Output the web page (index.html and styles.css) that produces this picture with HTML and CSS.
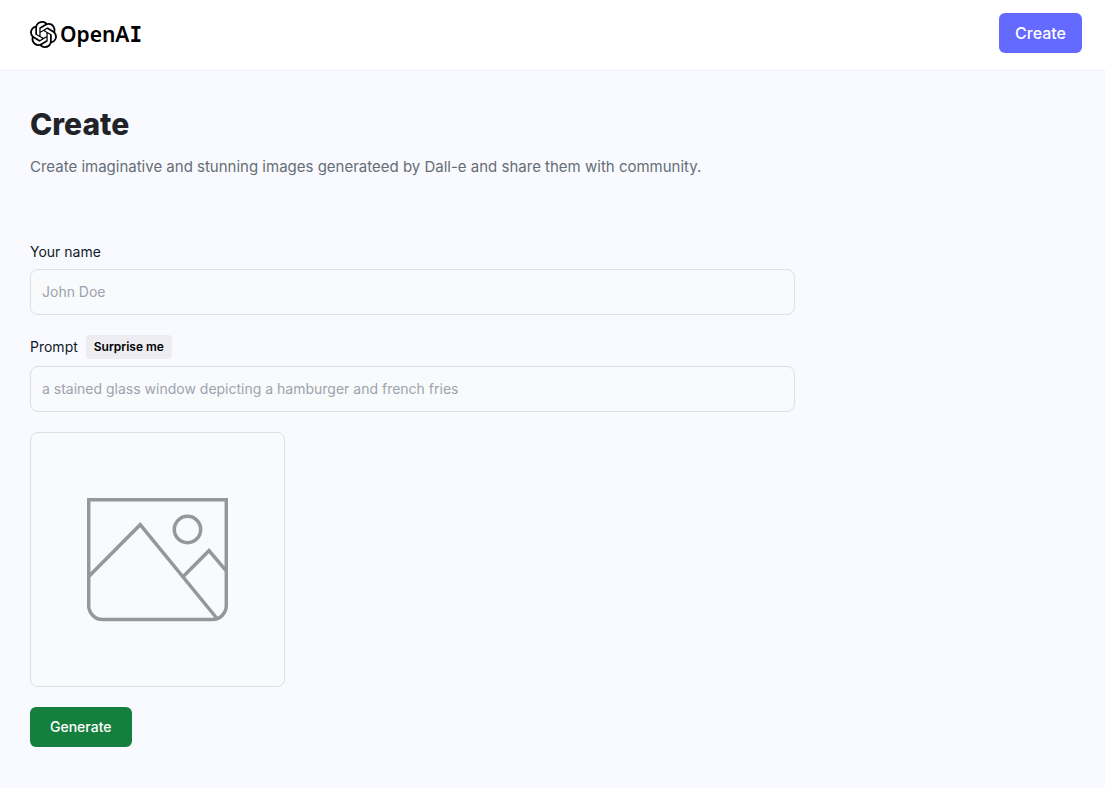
FILE: index.html
```html
<!DOCTYPE html>
<html lang="en">
<head>
<meta charset="utf-8">
<meta name="viewport" content="width=device-width, initial-scale=1">
<title>Create</title>
<link rel="stylesheet" href="styles.css">
</head>
<body>
<header class="header">
  <a class="logo" href="#">
    <svg class="logo-mark" viewBox="0 0 24 24" aria-hidden="true"><path d="M22.2819 9.8211a5.9847 5.9847 0 0 0-.5157-4.9108 6.0462 6.0462 0 0 0-6.5098-2.9A6.0651 6.0651 0 0 0 4.9807 4.1818a5.9847 5.9847 0 0 0-3.9977 2.9 6.0462 6.0462 0 0 0 .7427 7.0966 5.98 5.98 0 0 0 .511 4.9107 6.051 6.051 0 0 0 6.5146 2.9001A5.9847 5.9847 0 0 0 13.2599 24a6.0557 6.0557 0 0 0 5.7718-4.2058 5.9894 5.9894 0 0 0 3.9977-2.9001 6.0557 6.0557 0 0 0-.7475-7.0729zm-9.022 12.6081a4.4755 4.4755 0 0 1-2.8764-1.0408l.1419-.0804 4.7783-2.7582a.7948.7948 0 0 0 .3927-.6813v-6.7369l2.02 1.1686a.071.071 0 0 1 .038.052v5.5826a4.504 4.504 0 0 1-4.4945 4.4944zm-9.6607-4.1254a4.4708 4.4708 0 0 1-.5346-3.0137l.142.0852 4.783 2.7582a.7712.7712 0 0 0 .7806 0l5.8428-3.3685v2.3324a.0804.0804 0 0 1-.0332.0615L9.74 19.9502a4.4992 4.4992 0 0 1-6.1408-1.6464zM2.3408 7.8956a4.485 4.485 0 0 1 2.3655-1.9728V11.6a.7664.7664 0 0 0 .3879.6765l5.8144 3.3543-2.0201 1.1685a.0757.0757 0 0 1-.071 0l-4.8303-2.7865A4.504 4.504 0 0 1 2.3408 7.872zm16.5963 3.8558L13.1038 8.364 15.1192 7.2a.0757.0757 0 0 1 .071 0l4.8303 2.7913a4.4944 4.4944 0 0 1-.6765 8.1042v-5.6772a.79.79 0 0 0-.407-.667zm2.0107-3.0231l-.142-.0852-4.7735-2.7818a.7759.7759 0 0 0-.7854 0L9.409 9.2297V6.8974a.0662.0662 0 0 1 .0284-.0615l4.8303-2.7866a4.4992 4.4992 0 0 1 6.6802 4.66zM8.3065 12.863l-2.02-1.1638a.0804.0804 0 0 1-.038-.0567V6.0742a4.4992 4.4992 0 0 1 7.3757-3.4537l-.142.0805L8.704 5.459a.7948.7948 0 0 0-.3927.6813zm1.0976-2.3654l2.602-1.4998 2.6069 1.4998v2.9994l-2.5974 1.4997-2.6067-1.4997Z"/></svg>
    <span class="logo-text">OpenA<span class="logo-slab">I</span></span>
  </a>
  <a class="create-link" href="#">Create</a>
</header>
<main class="main">
  <h1 class="title">Create</h1>
  <p class="intro">Create imaginative and stunning images generateed by Dall-e and share them with community.</p>
  <form class="form">
    <div class="field">
      <div class="label-row"><label for="name">Your name</label></div>
      <input class="input" id="name" type="text" placeholder="John Doe">
    </div>
    <div class="field">
      <div class="label-row label-row-action">
        <label for="prompt">Prompt</label>
        <button class="surprise" type="button">Surprise me</button>
      </div>
      <input class="input" id="prompt" type="text" placeholder="a stained glass window depicting a hamburger and french fries">
    </div>
    <div class="preview">
      <svg class="preview-icon" viewBox="0 0 141 124" role="img" aria-label="Preview">
        <path d="M1.7 1.7H139.3V107.500A14 14 0 0 1 125.3 121.500H15.7A14 14 0 0 1 1.7 107.500ZM2 78.300 53.2 26.700 130 120.500M96 78.700 122 52.700 139 72.700"/>
        <circle cx="100.500" cy="31.500" r="13.200"/>
      </svg>
    </div>
    <button class="generate" type="submit">Generate</button>
  </form>
</main>
</body>
</html>
```
FILE: styles.css
```css
* {
  box-sizing: border-box;
}

body {
  margin: 0;
  min-height: 100vh;
  background: #f9faff;
  color: #222328;
  font-family: Inter, "Liberation Sans", sans-serif;
  font-size: 14px;
  line-height: 20px;
}

.header {
  display: flex;
  justify-content: space-between;
  align-items: flex-end;
  padding: 13px 23px 17px 30px;
  background: #fff;
  border-bottom: 1px solid #eceff6;
}

.logo {
  display: flex;
  align-items: center;
  gap: 3px;
  padding-bottom: 5px;
  color: #000;
  text-decoration: none;
}

.logo-mark {
  width: 27px;
  height: 27px;
}

.logo-text {
  font-family: "Noto Sans", sans-serif;
  font-size: 21px;
  font-weight: 600;
  line-height: 28px;
}

.logo-slab {
  font-family: "DejaVu Sans Mono", monospace;
  line-height: 1;
}

.create-link {
  padding: 8px 16px;
  border-radius: 6px;
  background: #6469ff;
  color: #fff;
  font-size: 16px;
  font-weight: 500;
  line-height: 24px;
  text-decoration: none;
}

.main {
  padding: 35px 30px 40px;
}

.title {
  margin: 0;
  font-size: 30px;
  font-weight: 800;
  line-height: 36px;
}

.intro {
  margin: 13px 0 0;
  color: #666e75;
  font-size: 15px;
  line-height: 24px;
}

.form {
  display: flex;
  flex-direction: column;
  align-items: flex-start;
  gap: 20px;
  max-width: 765px;
  margin-top: 63px;
}

.field {
  width: 100%;
}

.label-row {
  display: flex;
  align-items: center;
  gap: 8px;
  margin-bottom: 7px;
  color: #111827;
}

.label-row-action {
  min-height: 24px;
}

.surprise {
  padding: 4px 8px;
  border: 0;
  border-radius: 4px;
  background: #ececf1;
  color: #000;
  font: 600 12px/16px Inter, "Liberation Sans", sans-serif;
}

.input {
  display: block;
  width: 100%;
  padding: 12px 11px;
  border: 1px solid #dcdfe4;
  border-radius: 8px;
  background: #f9fafb;
  color: #111827;
  font: inherit;
}

.input::placeholder {
  color: #9ca3af;
  opacity: 1;
}

.preview {
  display: flex;
  align-items: center;
  justify-content: center;
  width: 255px;
  aspect-ratio: 1;
  border: 1px solid #dcdfe4;
  border-radius: 8px;
  background: #f9fafb;
}

.preview-icon {
  width: 141px;
  height: 124px;
  fill: none;
  stroke: #969798;
  stroke-width: 3.5;
}

.generate {
  padding: 10px 20px;
  border: 0;
  border-radius: 6px;
  background: #15803d;
  color: #fff;
  font: 500 14px/20px Inter, "Liberation Sans", sans-serif;
}
```
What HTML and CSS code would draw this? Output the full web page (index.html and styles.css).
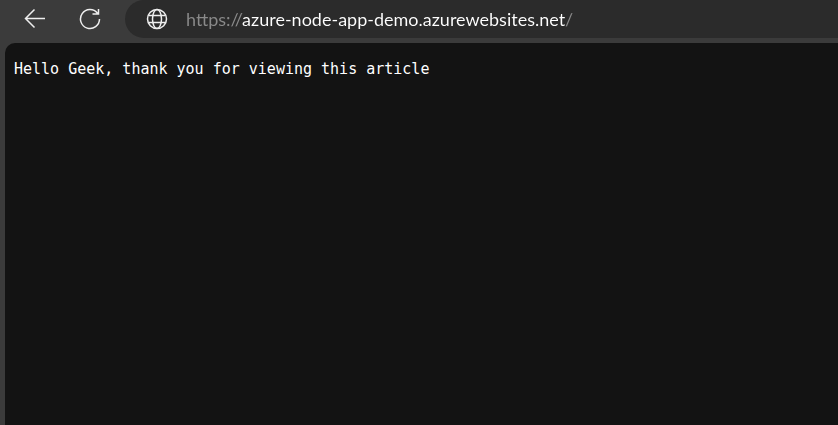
FILE: index.html
```html
<!DOCTYPE html>
<html lang="en">
<head>
    <meta charset="UTF-8">
    <meta name="viewport" content="width=device-width, initial-scale=1.0">
    <title>azure-node-app-demo.azurewebsites.net</title>
    <link rel="stylesheet" href="styles.css">
</head>
<body>

<header class="toolbar">
    <button type="button" class="tool-button" aria-label="Back">
        <svg width="22" height="22" viewBox="0 0 22 22">
            <path d="M21 10.5H1.5M10.5 1.5l-9 9 9 9"/>
        </svg>
    </button>
    <button type="button" class="tool-button" aria-label="Refresh">
        <svg width="22" height="22" viewBox="0 0 22 22">
            <path d="M20.5 11A9.5 9.5 0 1 1 18.5 5.2M19.5 1v5H13.5"/>
        </svg>
    </button>
    <form class="address-bar">
        <button type="button" class="site-button" aria-label="View site information">
            <svg width="22" height="22" viewBox="0 0 22 22">
                <circle cx="11" cy="11" r="9.5"/>
                <ellipse cx="11" cy="11" rx="4.5" ry="9.5"/>
                <path d="M2.5 7.5h17M2.5 14.5h17"/>
            </svg>
        </button>
        <input type="text" class="address" aria-label="Address" spellcheck="false" value="https://azure-node-app-demo.azurewebsites.net/">
    </form>
</header>
<main class="page">
    <pre class="message">Hello Geek, thank you for viewing this article</pre>
</main>

</body>
</html>
```

FILE: styles.css
```css
* {
    box-sizing: border-box;
}

body {
    display: flex;
    flex-direction: column;
    min-height: 100vh;
    margin: 0;
    background-color: #3b3b3b;
    color: #fff;
}

.toolbar {
    display: flex;
    align-items: center;
    padding-left: 15px;
}

.tool-button,
.site-button {
    display: flex;
    flex: none;
    align-items: center;
    justify-content: center;
    width: 40px;
    height: 38px;
    padding: 0;
    border: 0;
    background: none;
}

.tool-button {
    margin-right: 15px;
}

svg {
    fill: none;
    stroke: #eee;
    stroke-width: 1.5;
}

.address-bar {
    display: flex;
    flex: 1;
    align-items: center;
    height: 38px;
    padding-left: 12px;
    border-radius: 19px 0 0 19px;
    background-color: #2b2b2b;
}

/* The gradient dims the scheme and the trailing slash around the host name. */
.address {
    flex: 1;
    min-width: 0;
    height: 38px;
    margin-left: 9px;
    padding: 0;
    border: 0;
    outline: none;
    background: linear-gradient(to right, #8a8a8a 56px, #fff 56px, #fff 379px, #8a8a8a 379px);
    -webkit-background-clip: text;
    background-clip: text;
    color: transparent;
    caret-color: #fff;
    font: 18px/24px Lato, "Open Sans", sans-serif;
}

.page {
    flex: 1;
    margin: 5px 0 0 5px;
    padding: 16px 9px;
    border-radius: 10px 0 0 0;
    background-color: #131313;
}

.message {
    margin: 0;
    font: 15px/20px "DejaVu Sans Mono", monospace;
    white-space: pre-wrap;
}
```
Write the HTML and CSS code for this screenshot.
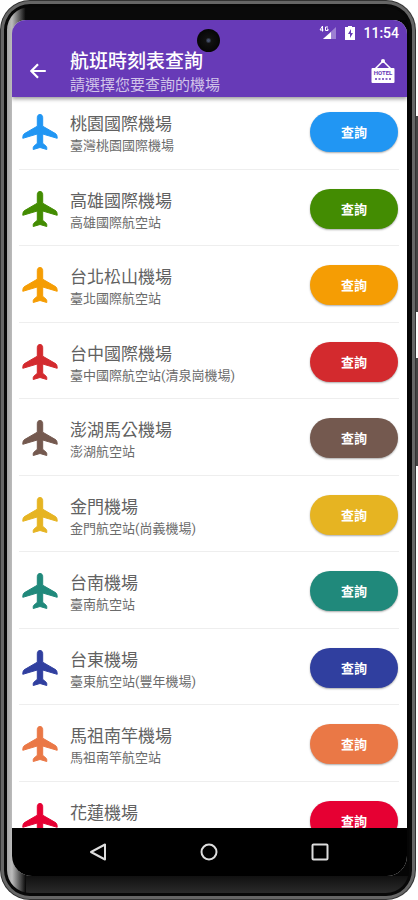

====================

WHAT IS ASKED:
Which lines contain "index"? Copy each of them.

RESPONSE TO THE TASK:
Output the web page (index.html and styles.css) that produces this picture with HTML and CSS.
FILE: index.html
What HTML and CSS code would draw this? Output the full web page (index.html and styles.css).
FILE: index.html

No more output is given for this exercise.